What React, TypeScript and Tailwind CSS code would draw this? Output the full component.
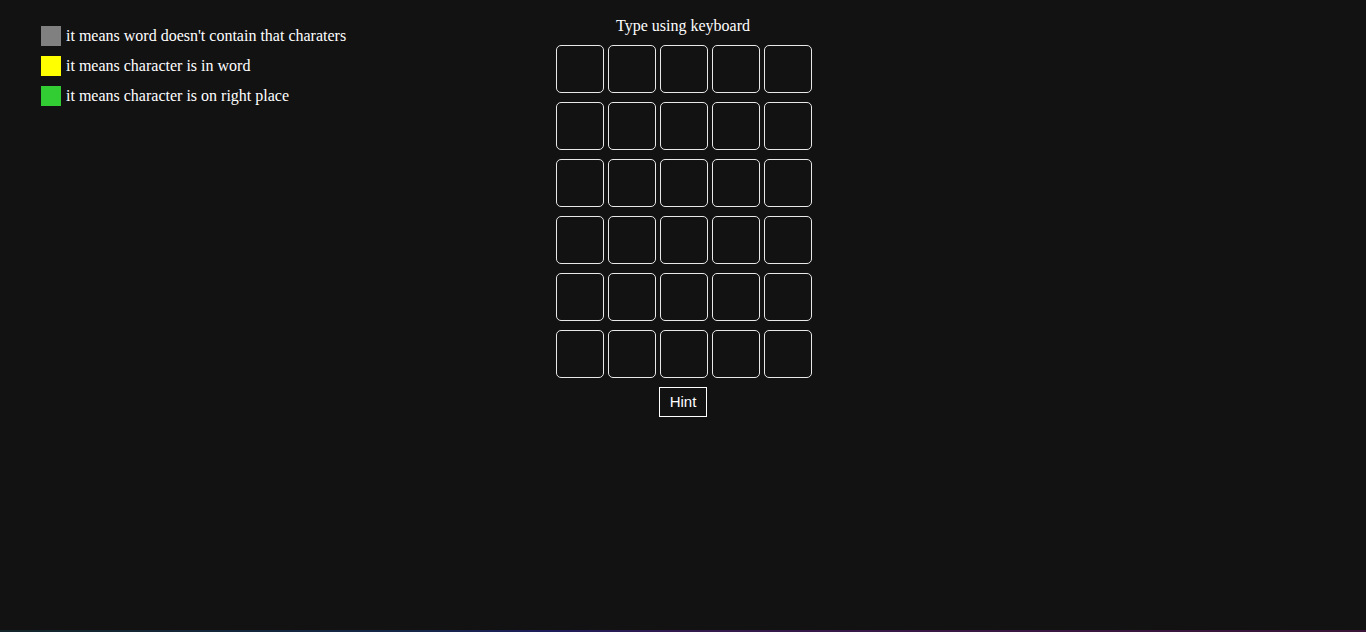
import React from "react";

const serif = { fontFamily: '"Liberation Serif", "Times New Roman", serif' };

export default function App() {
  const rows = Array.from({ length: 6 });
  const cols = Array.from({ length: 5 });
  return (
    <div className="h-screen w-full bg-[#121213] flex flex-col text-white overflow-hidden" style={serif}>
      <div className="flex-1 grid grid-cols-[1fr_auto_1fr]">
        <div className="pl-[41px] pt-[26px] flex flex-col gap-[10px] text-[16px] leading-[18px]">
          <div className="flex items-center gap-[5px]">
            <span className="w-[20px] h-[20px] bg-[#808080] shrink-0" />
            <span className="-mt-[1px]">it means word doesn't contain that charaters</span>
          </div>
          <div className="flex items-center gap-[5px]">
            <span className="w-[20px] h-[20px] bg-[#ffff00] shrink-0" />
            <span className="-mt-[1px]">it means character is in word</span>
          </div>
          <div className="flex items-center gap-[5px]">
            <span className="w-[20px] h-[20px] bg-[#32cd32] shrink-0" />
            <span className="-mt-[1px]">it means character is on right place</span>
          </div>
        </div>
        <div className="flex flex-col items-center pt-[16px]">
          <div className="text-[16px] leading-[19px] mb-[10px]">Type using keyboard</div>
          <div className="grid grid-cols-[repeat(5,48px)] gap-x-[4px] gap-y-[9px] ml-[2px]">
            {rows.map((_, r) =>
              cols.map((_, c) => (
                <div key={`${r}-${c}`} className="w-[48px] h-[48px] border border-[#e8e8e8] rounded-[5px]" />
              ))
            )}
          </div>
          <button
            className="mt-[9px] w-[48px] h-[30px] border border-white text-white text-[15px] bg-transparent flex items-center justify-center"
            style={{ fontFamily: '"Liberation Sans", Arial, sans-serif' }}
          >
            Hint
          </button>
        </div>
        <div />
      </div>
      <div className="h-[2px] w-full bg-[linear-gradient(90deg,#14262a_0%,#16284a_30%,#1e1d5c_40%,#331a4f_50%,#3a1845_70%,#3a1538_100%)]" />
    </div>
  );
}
* * *
→ GOAL OF THE EXERCISE:
Pull out each line holding the string "full".

→ THE ANSWER:
What React, TypeScript and Tailwind CSS code would draw this? Output the full component.
    <div className="h-screen w-full bg-[#121213] flex flex-col text-white overflow-hidden" style={serif}>
      <div className="h-[2px] w-full bg-[linear-gradient(90deg,#14262a_0%,#16284a_30%,#1e1d5c_40%,#331a4f_50%,#3a1845_70%,#3a1538_100%)]" />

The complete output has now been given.